The failure to extend the Wallingford and Watlington Railway to Watlington, which would have included a station at Benson (on an embankment north of Littleworth Road and close to the junction with Oxford Road), left the village increasingly isolated, as passenger transport between London and Oxford largely followed a railway line that ran nowhere near the once-prominent coaching stop.
The village recovered as motor coaches (and increasingly private cars) became more important, and Benson gained a number of roadhouse-type cafes – early 20th-century equivalents of the earlier coaching inns.

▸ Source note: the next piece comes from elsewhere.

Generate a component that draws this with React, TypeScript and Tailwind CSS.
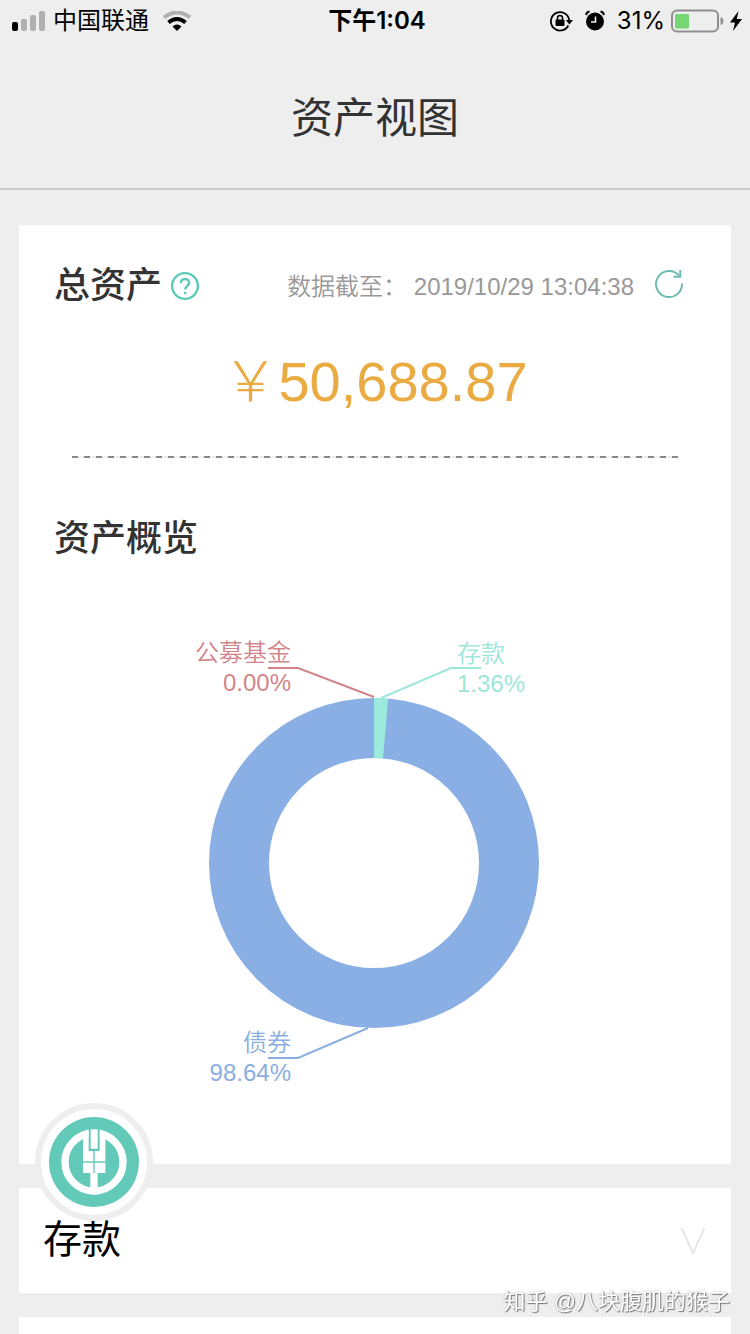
import React, { useState } from 'react';

interface Slice {
  name: string;
  percent: string;
  color: string;
  anchor: 'start' | 'end';
  x: number;
  y: number;
  line: string;
}

const SLICES: Slice[] = [
  { name: '公募基金', percent: '0.00%', color: '#d1858a', anchor: 'end', x: 105, y: 62, line: '82,69 112,69 188,98' },
  { name: '存款', percent: '1.36%', color: '#9fe6da', anchor: 'start', x: 271, y: 63, line: '295,69 265,69 195,99' },
  { name: '债券', percent: '98.64%', color: '#8aaee0', anchor: 'end', x: 105, y: 452, line: '82,459 112,459 182,429' },
];

const StatusBar: React.FC = () => (
  <div className="grid h-10 grid-cols-[1fr_auto_1fr] items-center pt-0.5 pl-3 pr-2 font-['Inter','Noto_Sans_CJK_SC',sans-serif] text-2xl leading-none text-black">
    <div className="flex items-center gap-2">
      <svg className="h-5 w-[33px]" viewBox="0 0 33 20">
        <rect x="0" y="11" width="6" height="9" rx="2" />
        <rect x="9" y="8" width="6" height="12" rx="2" fill="#b0b0b0" />
        <rect x="18" y="4" width="6" height="16" rx="2" fill="#b0b0b0" />
        <rect x="27" y="0" width="6" height="20" rx="2" fill="#b0b0b0" />
      </svg>
      <span>中国联通</span>
      <svg className="ml-1.5 h-5 w-7" viewBox="0 0 28 20" fill="none">
        <path d="M1 6.500Q14-3.500 27 6.500" stroke="#b0b0b0" strokeWidth="4" />
        <path d="M5.500 11.500Q14 4.500 22.500 11.500" stroke="#000" strokeWidth="4" />
        <path d="M9.500 15.500Q14 11.500 18.500 15.500L14 20Z" fill="#000" />
      </svg>
    </div>
    <span className="font-semibold">下午1:04</span>
    <div className="flex items-center justify-end">
      <svg className="h-6 w-6" viewBox="0 0 24 24" fill="none">
        <path d="M19.300 16.500A9.200 9.200 0 1 1 20.200 11" stroke="#000" strokeWidth="1.800" />
        <path d="M16.800 11H24L20.400 15.500Z" fill="#000" />
        <rect x="6.500" y="10.500" width="9" height="6.500" rx="1" fill="#000" />
        <path d="M8.500 11V9a2.500 2.500 0 0 1 5 0v2" stroke="#000" strokeWidth="1.600" />
      </svg>
      <svg className="ml-3 h-6 w-5" viewBox="0 0 20 24" fill="none">
        <circle cx="10" cy="12.500" r="9" fill="#000" />
        <path d="M1 6Q1.500 3 4.500 2.500M19 6Q18.500 3 15.500 2.500" stroke="#000" strokeWidth="1.800" />
        <path d="M10.500 7.500V13H6" stroke="#eee" strokeWidth="1.600" />
      </svg>
      <span className="ml-3">31%</span>
      <svg className="ml-1.5 h-6 w-[53px]" viewBox="0 0 53 24" fill="none">
        <rect x="1" y="1.500" width="46" height="21" rx="5" stroke="#8f8f8f" strokeWidth="2" />
        <rect x="4" y="5" width="14" height="14.500" rx="1" fill="#76d672" />
        <path d="M49.500 8Q52.500 9 52.500 12T49.500 16Z" fill="#8f8f8f" />
      </svg>
      <svg className="ml-1.5 h-5 w-3" viewBox="0 0 12 20">
        <path d="M8.500 0L0 11.500H5L3 20L12 8H6.800Z" />
      </svg>
    </div>
  </div>
);

const AssetChart: React.FC = () => (
  <svg className="mx-auto block h-[500px] w-[378px]" viewBox="0 0 378 500" role="img" aria-label="资产概览">
    <circle cx="188" cy="264" r="135" fill="none" stroke="#8aafe5" strokeWidth="60" />
    <path d="M188 99A165 165 0 0 1 202.100 99.600L197 159.400A105 105 0 0 0 188 159Z" fill="#9ceade" />
    {SLICES.map((slice) => (
      <g key={slice.name} fill={slice.color} fontSize="24" textAnchor={slice.anchor}>
        <polyline points={slice.line} fill="none" stroke={slice.color} strokeWidth="2" />
        <text x={slice.x} y={slice.y}>{slice.name}</text>
        <text x={slice.x} y={slice.y + 30}>{slice.percent}</text>
      </g>
    ))}
  </svg>
);

const BankLogo: React.FC = () => (
  <svg className="size-[90px]" viewBox="-45 -32 270 270">
    <circle cx="90" cy="103" r="135" fill="#63cab9" />
    <circle cx="90" cy="103" r="87" fill="none" stroke="#fff" strokeWidth="22" />
    {/* clear the ring behind the ear of wheat */}
    <path d="M74 0H107V70H74Z" fill="#63cab9" />
    <path d="M57 12H74V70H107V12H124V136H101V200H79V136H57Z" fill="#fff" />
    <path d="M80 5H101V63H80Z" fill="#fff" />
    <path d="M90 70V136M57 103H124" stroke="#63cab9" strokeWidth="4" />
  </svg>
);

const App: React.FC = () => {
  const [open, setOpen] = useState(false);

  return (
    <div className="flex min-h-screen flex-col bg-[#eeeeee] font-['Liberation_Sans','Noto_Sans_CJK_SC',sans-serif] text-[#333333]">
      <StatusBar />
      <header className="flex h-[150px] items-center justify-center border-b-2 border-[#cccccc] pt-2.5">
        <h1 className="text-[42px] leading-none">资产视图</h1>
      </header>

      <main className="mt-[35px] flex flex-1 flex-col gap-6 px-[19px]">
        <section className="bg-white px-[35px] pt-[33px] pb-[65px]">
          <div className="flex items-center">
            <h2 className="text-4xl font-medium leading-14">总资产</h2>
            <button type="button" aria-label="说明" className="ml-2">
              <svg className="size-[30px]" viewBox="0 0 30 30" fill="none" stroke="#5ecab8" strokeWidth="2.400">
                <circle cx="15" cy="15" r="12.900" />
                <path d="M10.800 12.300C10.800 6.500 19.200 6.700 19.200 11.800C19.200 14.700 15.200 14.900 15.200 18.600" />
                <path d="M15.200 20.800V23.200" />
              </svg>
            </button>
            <p className="ml-auto whitespace-pre pt-0.5 text-2xl font-[350] text-[#999999]">数据截至： 2019/10/29 13:04:38</p>
            <button type="button" aria-label="刷新" className="ml-5 mr-3">
              <svg className="h-[34px] w-[30px]" viewBox="0 0 30 34" fill="none" stroke="#6dbbb0" strokeWidth="2">
                <path d="M28 14.500A13 13 0 1 1 24.800 6.500" />
                <path d="M26.300 1V7.800H19.500" />
              </svg>
            </button>
          </div>

          <p className="mt-8 text-center text-[56px] leading-[72px] text-[#eaac42]">
            <span className="font-light">￥</span>50,688.87
          </p>
          <hr className="mx-[18px] mt-[38px] h-0.5 border-0 bg-[repeating-linear-gradient(90deg,#888888_0_6px,#eeeeee_6px_12px)]" />

          <h2 className="mt-[53px] text-4xl font-medium leading-14">资产概览</h2>
          <div className="mt-8 font-[350]">
            <AssetChart />
          </div>
        </section>

        <section className="bg-white">
          <button
            type="button"
            aria-expanded={open}
            onClick={() => setOpen(!open)}
            className="flex h-[105px] w-full items-center justify-between pl-6 pr-[25px] text-[39px] text-black"
          >
            存款
            <svg className="h-7 w-[26px]" viewBox="0 0 26 28" fill="none" stroke="#e6e6e6" strokeWidth="2">
              <path d="M1.500 1L13 26L24.500 1" />
            </svg>
          </button>
          {open && <p className="px-6 pb-6 text-2xl text-[#999999]">1.36%</p>}
        </section>

        <section className="flex-1 bg-white" />
      </main>

      <button
        type="button"
        aria-label="首页"
        className="fixed bottom-[113px] left-[35px] flex size-[118px] items-center justify-center rounded-full border-6 border-[#eeeeee] bg-white"
      >
        <BankLogo />
      </button>
      <p className="pointer-events-none fixed right-5 bottom-4 text-[22px] leading-8 text-white [text-shadow:1px_1px_1px_#777777,0_0_2px_#aaaaaa]">
        知乎 @八块腹肌的猴子
      </p>
    </div>
  );
};

export default App;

Despite its lack of a railway station and distance from the M4 and M40, Benson today is a commuter village.
It has a Church of England primary school on Oxford Road. A separate infants school was built at the top of Westfield Road in 1972 "to relieve congestion at the Oxford Road school", but early in the new millennium, the infants department returned to Oxford Road, allowing the Westfield Road site to be sold off for a housing development known as Millar Close. There is also a pre-school. There is also a GP's practice, and two public houses: the 18th-century coaching inn, The Crown Inn, and the Three Horseshoes. (The number is down from five since 1990, the closed ones having become private homes.) There are about a dozen small shops, including a supermarket and a dispensing chemist. A large garage on the main Oxford road just outside the village has an on-site McDonald's (with drive-through) and a Marks and Spencer food outlet, but the Vauxhall main car dealership there has now closed.
The brook still runs through the village, and is home to trout and to the invasive American signal crayfish.
Aircraft noise in the area can be significant, which lowers property values compared with many of the surrounding villages.
The village is also a well-known frost-pocket, sometimes recording the lowest night-time temperatures in the UK. This minor climatic quirk may have led to the village's part in the development of modern meteorology, with an important meteorological observatory being located in the village in the early 19th century.